Dans le domaine de l’action, les épreuves sont quotidiennes. Je sais qu’il y aura toujours des femmes et des hommes que le pouvoir grise, j’avoue que, pour ce qui me concerne, l’exercice de la responsabilité m’épuise.
N’était mon amour du défi, j’aurais déjà raccroché les crampons. Ce besoin de faire face au danger et de réinventer pour les miens le devoir de se surpasser m’a appris à ne jamais céder devant l’adversité, le fait accompli, la pression ou le chantage.
Rester lucide, prendre la Kabylie par la main et la tirer des ténèbres vers la lumière, du fond du ravin vers l’espace libre a toujours été, consciemment ou non, mon crédo.
Les qualités d’un homme d’action peuvent lui faire gagner une bataille, voire plusieurs, accidentellement ou par chance. Mais pour gagner la guerre il est tenu d’avoir aussi les qualités d’un homme de réflexion, de stratège et de décision, les qualités d’un homme d’Etat.
Ses décisions, parce que sous-tendues par ses capacités d’analyse et de prospective, peuvent choquer, heurter sur le moment. Les interférences parasitant ses messages induisent les siens en erreur. Mais c’est à long terme que se récoltent les fruits de ses positions et de son action. L’Histoire finit toujours par lui donner raison.
Connaissez-vous la différence entre l’homme de réflexion et l’homme d’action ? Le premier doute, le deuxième non.
Or si on doute, on est voué à la paralysie qui sera fatale à son sujet. L’Histoire n’attend jamais. Mais si on ne s’en tient qu’à des certitudes, non revisitées à la lumières de l’évolution du temps, de leur usure, du contexte sociopolitique et des conditions qui leur ont donné naissance, on va dans le mur.
Il faut cumuler beaucoup de qualités pour faire un acteur efficace de l’Histoire.
L’homme de culture est intuitif, émotionnel, chaleureux, angélique. Il se laisse envahir par ses sentiments, fluctue au gré de ses états d’âme. Il cherche au fond de lui-même les mots correspondant aux couleurs de l’arc-en-ciel de son cœur. Il est poésie, mélodie, esthétique visuelle, monumentale, architecturale… L’homme de culture est une âme qui s’adresse à l’âme d’autrui.
La recherche du beau n’est pas qu’esthétique.

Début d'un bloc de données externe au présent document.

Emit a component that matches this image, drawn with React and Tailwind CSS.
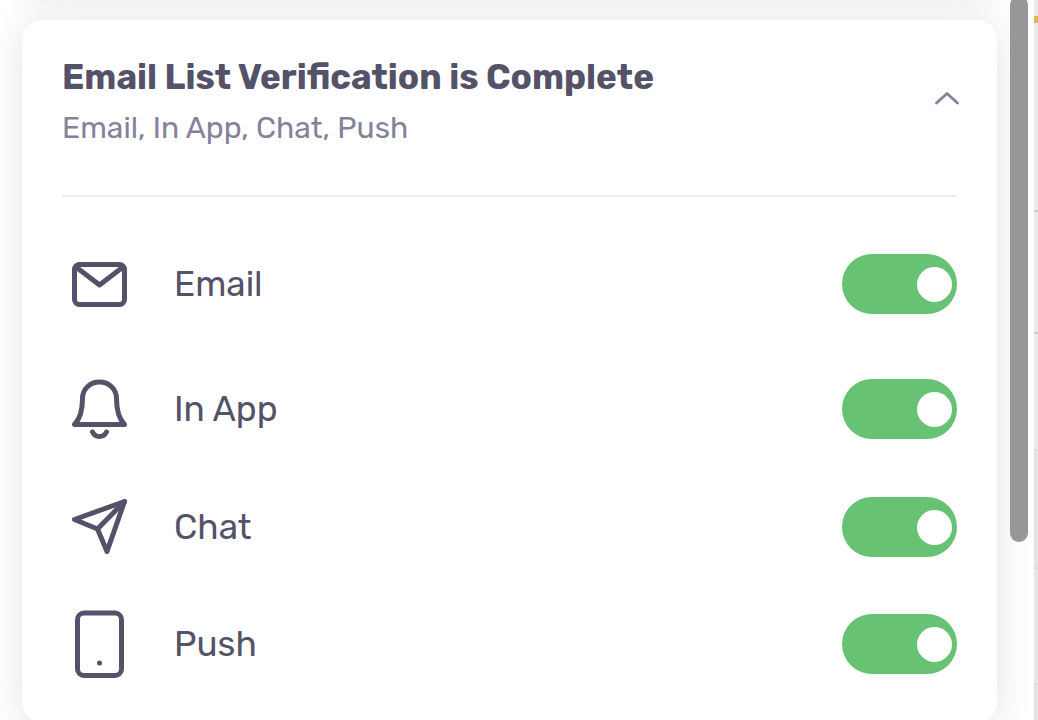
import { useState } from "react";

const stroke = {
  fill: "none",
  stroke: "currentColor",
  strokeWidth: 5,
  strokeLinecap: "round",
  strokeLinejoin: "round",
  "aria-hidden": true,
};

function MailIcon() {
  return (
    <svg width="55" height="45" viewBox="0 0 55 45" {...stroke}>
      <rect x="2.5" y="2.5" width="50" height="40" rx="5" />
      <path d="M4 5 27.5 23 51 5" />
    </svg>
  );
}

function BellIcon() {
  return (
    <svg width="55" height="60" viewBox="0 0 55 60" {...stroke}>
      <path d="M2.5 45.5h50C47.500 40.500 44.500 31 44.500 19.500C44.500 10 37 3 27.500 3S10.500 10 10.500 19.500C10.500 31 7.500 40.500 2.500 45.500Z" />
      <path d="M20.500 53C23.500 59 31.500 59 34.500 53" />
    </svg>
  );
}

function SendIcon() {
  return (
    <svg width="55" height="56" viewBox="0 0 55 56" {...stroke}>
      <path d="M52.500 2.500 2.500 20.500 25.500 30 35 52.500Z" />
      <path d="M52.500 2.500 25.500 30" />
    </svg>
  );
}

function PhoneIcon() {
  return (
    <svg width="49" height="68" viewBox="0 0 49 68" {...stroke}>
      <rect x="2.500" y="3" width="44" height="62.500" rx="6.500" />
      <circle cx="24.500" cy="53" r="2.500" fill="currentColor" stroke="none" />
    </svg>
  );
}

const channels = [
  { id: "email", label: "Email", Icon: MailIcon, height: "h-[132px]" },
  { id: "in-app", label: "In App", Icon: BellIcon, height: "h-[118px]" },
  { id: "chat", label: "Chat", Icon: SendIcon, height: "h-[118px]" },
  { id: "push", label: "Push", Icon: PhoneIcon, height: "h-[116px]" },
];

function ChannelRow({ id, label, Icon, height }) {
  return (
    <li className={`flex items-center ${height}`}>
      <span className="flex w-[75px] shrink-0 justify-center">
        <Icon />
      </span>
      <label htmlFor={id} className="flex-1 pl-[37px] text-[35px] leading-10">
        {label}
      </label>
      <input
        id={id}
        type="checkbox"
        role="switch"
        defaultChecked
        className="flex h-[60px] w-[115px] shrink-0 cursor-pointer appearance-none items-center rounded-full bg-[#c9cbd3] px-[5px] before:size-[35px] before:rounded-full before:bg-white checked:justify-end checked:bg-[#68c274]"
      />
    </li>
  );
}

function NotificationCard() {
  const [open, setOpen] = useState(true);
  return (
    <section className="relative rounded-[20px] bg-white px-10 pb-5 shadow-[0_4px_36px_rgba(50,65,90,0.15)]">
      <header className="flex h-[177px] items-start border-b-2 border-[#eeeeef] pt-9">
        <div className="flex-1">
          <h2 className="text-[35px] leading-[42px] font-bold">
            Email List Verification is Complete
          </h2>
          <p className="mt-3 text-[30px] leading-9 text-[#83829a]">Email, In App, Chat, Push</p>
        </div>
        <button
          type="button"
          aria-label="Toggle details"
          aria-expanded={open}
          onClick={() => setOpen(!open)}
          className="-mr-1 mt-[22px] flex size-10 cursor-pointer items-center justify-end text-[#83829a]"
        >
          <svg width="28" height="16" viewBox="0 0 28 16" {...stroke} strokeWidth="2.800">
            <path d="M3.500 13 14 3.500 24.500 13" />
          </svg>
        </button>
      </header>
      {open && (
        <ul className="pt-[21px]">
          {channels.map((c) => (
            <ChannelRow key={c.id} {...c} />
          ))}
        </ul>
      )}
    </section>
  );
}

export default function App() {
  return (
    <div className="flex h-screen overflow-hidden bg-white font-['Rubik','Roboto',sans-serif] text-[#545268]">
      <main className="relative min-w-0 flex-1 overflow-hidden pr-[37px] pl-[22px]">
        <div className="-mt-[102px] mb-[22px] h-[100px] rounded-[20px] bg-white shadow-[0_0_32px_rgba(50,65,90,0.12)]" />
        <NotificationCard />
        <div className="absolute -top-1 right-1.5 h-[546px] w-[18px] rounded-full bg-[#979797]" />
      </main>
      <aside className="flex w-1 shrink-0 flex-col bg-[#e9e9ee]">
        <div className="mt-4 h-[7px] bg-[#e3b94b]" />
        <div className="h-[189px] border-b-2 border-[#c9c9ce]" />
        <div className="h-[122px] border-b-2 border-[#c9c9ce]" />
        <div className="h-[117px] border-b-2 border-[#dadade]" />
        <div className="h-[118px] border-b-2 border-[#dadade] bg-[#e3e3e6]" />
        <div className="h-[116px] border-b-2 border-[#dadade] bg-[#e6e6ea]" />
        <div className="flex-1 bg-[#e3e3e6]" />
      </aside>
    </div>
  );
}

Elle est philosophie de la vie et pousse l’humanité à se dépasser dans un effort perpétuel d’imagination et de création.
La création artistique porte en elle-même l’invisible, l’indicible de l’imaginaire, de l’humain.
Dans mon cas, c’est à 17 ans, en composant ma première musique et en écrivant mon premier poème, que je me suis rendu compte de la nécessité d’articuler les sons, les mots et les idées. Très vite je me suis dit que j’ai pour obligation de joindre l’utile à l’agréable, la beauté et l’engagement au service de mon peuple ; et pourquoi pas, plus tard, de l’humanité ?

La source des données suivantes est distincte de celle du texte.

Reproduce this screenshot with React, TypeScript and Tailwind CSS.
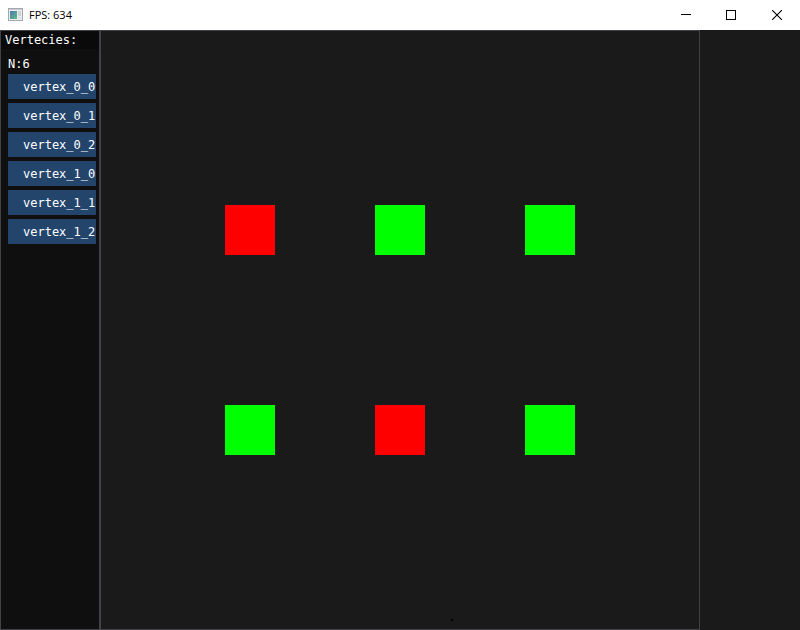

C’est probablement cette impérieuse volonté de jumeler ces extrêmes qui m’a insufflé la détermination dont je fais preuve depuis. Il y a des faiblesses en moi, comme il en existe chez chaque être humain. Et l’une d’entre elles est le fait que je considère que malgré ma foisonnante production (littéraire, chansonnière et aujourd’hui musicale) je me sens encore trop oisif.
Je puise mon énergie dans l’amour que je porte à mon peuple, à ma terre et à ma langue kabyles. Je le vois dans tous vos regards et dans tout ciel non assombri par une météorologie capricieuse.
Je puise ma force au plus profond de moi-même à travers la quête de liberté, de justice et de respect des valeurs.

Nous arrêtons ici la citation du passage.